• Task to carry out: Locate the lines of the listing below that hold "components", then copy each of them.

═══ Given information

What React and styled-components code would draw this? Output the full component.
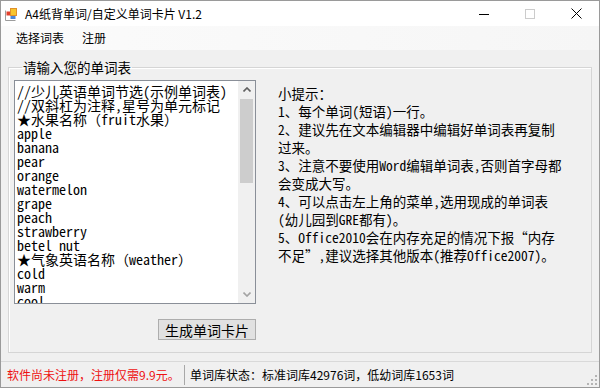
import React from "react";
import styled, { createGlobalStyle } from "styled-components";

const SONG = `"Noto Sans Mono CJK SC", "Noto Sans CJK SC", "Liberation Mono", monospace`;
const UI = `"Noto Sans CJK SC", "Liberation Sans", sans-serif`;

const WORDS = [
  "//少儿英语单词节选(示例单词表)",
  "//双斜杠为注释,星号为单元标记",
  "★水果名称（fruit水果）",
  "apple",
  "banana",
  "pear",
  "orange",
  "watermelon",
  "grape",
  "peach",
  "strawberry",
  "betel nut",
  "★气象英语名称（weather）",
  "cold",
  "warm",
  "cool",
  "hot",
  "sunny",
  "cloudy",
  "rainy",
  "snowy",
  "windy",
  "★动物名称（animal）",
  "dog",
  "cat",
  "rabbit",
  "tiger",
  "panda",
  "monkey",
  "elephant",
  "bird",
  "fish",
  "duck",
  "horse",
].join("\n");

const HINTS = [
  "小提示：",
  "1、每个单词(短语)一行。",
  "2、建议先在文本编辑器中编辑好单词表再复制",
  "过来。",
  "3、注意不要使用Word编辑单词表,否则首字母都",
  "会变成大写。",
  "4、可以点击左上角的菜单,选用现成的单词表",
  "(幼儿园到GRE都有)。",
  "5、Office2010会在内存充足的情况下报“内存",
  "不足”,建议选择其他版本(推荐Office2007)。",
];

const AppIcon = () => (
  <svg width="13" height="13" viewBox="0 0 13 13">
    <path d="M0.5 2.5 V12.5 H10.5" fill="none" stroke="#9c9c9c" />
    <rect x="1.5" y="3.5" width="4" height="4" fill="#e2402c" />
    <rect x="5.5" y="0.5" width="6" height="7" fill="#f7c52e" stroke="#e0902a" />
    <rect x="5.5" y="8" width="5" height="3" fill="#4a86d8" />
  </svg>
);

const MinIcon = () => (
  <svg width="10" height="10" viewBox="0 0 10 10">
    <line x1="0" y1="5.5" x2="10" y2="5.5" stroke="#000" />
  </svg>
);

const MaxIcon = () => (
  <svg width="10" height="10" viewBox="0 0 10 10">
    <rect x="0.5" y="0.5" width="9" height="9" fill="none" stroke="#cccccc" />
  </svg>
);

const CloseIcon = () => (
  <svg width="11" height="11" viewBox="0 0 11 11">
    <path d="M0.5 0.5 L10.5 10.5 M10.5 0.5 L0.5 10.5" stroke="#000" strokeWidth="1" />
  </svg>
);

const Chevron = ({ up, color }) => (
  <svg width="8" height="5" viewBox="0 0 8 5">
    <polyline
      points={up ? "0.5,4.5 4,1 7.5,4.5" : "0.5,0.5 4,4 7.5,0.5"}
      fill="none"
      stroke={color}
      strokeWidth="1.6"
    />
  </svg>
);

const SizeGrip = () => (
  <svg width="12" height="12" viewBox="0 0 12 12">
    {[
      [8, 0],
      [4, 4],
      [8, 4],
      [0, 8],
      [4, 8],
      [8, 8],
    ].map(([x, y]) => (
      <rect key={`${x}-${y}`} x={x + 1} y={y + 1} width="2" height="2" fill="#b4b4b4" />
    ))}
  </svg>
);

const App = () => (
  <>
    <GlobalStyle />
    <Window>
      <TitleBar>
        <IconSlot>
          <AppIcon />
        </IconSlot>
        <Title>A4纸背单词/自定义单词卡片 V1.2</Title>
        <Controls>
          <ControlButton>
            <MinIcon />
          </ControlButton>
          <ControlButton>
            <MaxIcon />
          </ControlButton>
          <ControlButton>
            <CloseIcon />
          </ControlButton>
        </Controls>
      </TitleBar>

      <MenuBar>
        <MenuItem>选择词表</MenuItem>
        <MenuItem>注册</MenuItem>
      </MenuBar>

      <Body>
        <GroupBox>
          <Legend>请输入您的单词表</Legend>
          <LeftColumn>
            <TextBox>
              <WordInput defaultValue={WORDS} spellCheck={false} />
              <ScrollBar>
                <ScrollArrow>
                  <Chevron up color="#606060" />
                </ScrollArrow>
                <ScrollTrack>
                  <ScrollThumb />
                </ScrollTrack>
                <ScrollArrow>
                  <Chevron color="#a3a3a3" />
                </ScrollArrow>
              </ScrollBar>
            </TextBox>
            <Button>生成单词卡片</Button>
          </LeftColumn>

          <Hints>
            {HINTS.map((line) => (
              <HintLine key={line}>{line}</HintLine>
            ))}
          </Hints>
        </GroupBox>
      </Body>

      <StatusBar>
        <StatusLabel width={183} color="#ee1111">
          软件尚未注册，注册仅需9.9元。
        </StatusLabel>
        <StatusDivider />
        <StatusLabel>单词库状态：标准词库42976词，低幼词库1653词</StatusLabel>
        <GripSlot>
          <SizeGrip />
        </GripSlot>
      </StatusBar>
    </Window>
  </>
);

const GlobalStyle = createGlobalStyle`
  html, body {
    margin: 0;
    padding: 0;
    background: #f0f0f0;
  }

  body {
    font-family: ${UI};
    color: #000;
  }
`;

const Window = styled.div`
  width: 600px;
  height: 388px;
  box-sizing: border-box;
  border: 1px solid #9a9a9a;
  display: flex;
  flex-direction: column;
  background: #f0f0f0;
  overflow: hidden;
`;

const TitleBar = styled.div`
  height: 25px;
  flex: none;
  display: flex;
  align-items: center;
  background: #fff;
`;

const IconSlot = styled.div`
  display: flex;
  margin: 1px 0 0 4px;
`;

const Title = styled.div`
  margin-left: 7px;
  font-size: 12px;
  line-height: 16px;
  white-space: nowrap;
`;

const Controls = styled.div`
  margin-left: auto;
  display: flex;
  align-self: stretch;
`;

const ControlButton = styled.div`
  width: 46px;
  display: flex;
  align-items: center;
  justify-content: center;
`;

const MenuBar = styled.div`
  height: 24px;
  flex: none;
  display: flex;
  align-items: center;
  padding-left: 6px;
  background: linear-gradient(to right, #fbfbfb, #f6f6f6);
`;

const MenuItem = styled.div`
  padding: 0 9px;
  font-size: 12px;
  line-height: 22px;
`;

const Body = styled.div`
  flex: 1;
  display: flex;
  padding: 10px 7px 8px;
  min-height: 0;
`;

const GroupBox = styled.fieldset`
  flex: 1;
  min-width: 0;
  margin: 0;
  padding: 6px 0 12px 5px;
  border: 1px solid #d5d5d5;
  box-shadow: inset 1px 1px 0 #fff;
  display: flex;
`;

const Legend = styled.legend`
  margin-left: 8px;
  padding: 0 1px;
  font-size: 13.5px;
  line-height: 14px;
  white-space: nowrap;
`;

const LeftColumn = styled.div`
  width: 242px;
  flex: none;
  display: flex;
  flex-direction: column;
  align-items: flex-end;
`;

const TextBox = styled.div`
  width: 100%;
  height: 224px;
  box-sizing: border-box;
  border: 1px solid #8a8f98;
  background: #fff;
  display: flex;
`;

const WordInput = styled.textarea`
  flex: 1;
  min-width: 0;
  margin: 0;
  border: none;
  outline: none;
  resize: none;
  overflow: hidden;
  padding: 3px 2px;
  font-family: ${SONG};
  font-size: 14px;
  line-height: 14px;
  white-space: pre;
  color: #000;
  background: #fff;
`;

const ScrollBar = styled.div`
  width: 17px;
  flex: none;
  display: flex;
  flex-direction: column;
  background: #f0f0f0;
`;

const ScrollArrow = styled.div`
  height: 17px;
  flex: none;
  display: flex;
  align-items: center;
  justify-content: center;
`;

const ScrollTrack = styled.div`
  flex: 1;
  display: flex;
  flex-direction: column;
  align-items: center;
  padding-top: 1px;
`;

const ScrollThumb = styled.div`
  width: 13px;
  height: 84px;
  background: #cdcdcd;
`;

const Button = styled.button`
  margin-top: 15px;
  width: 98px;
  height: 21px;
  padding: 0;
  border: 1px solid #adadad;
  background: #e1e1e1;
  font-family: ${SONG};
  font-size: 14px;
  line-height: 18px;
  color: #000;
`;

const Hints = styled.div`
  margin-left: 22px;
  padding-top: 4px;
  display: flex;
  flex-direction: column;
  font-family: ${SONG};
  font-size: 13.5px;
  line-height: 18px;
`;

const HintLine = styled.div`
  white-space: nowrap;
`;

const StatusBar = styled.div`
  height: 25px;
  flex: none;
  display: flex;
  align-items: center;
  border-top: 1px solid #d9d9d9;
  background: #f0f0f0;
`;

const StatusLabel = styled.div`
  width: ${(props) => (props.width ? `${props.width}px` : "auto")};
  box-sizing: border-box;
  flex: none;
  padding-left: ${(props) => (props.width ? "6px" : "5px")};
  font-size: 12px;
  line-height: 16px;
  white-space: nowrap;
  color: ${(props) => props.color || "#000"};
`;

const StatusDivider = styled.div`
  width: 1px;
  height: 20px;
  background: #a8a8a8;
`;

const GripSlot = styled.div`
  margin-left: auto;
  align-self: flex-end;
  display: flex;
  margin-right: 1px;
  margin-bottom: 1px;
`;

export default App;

══════

• Finished exercise:
What React and styled-components code would draw this? Output the full component.
import styled, { createGlobalStyle } from "styled-components";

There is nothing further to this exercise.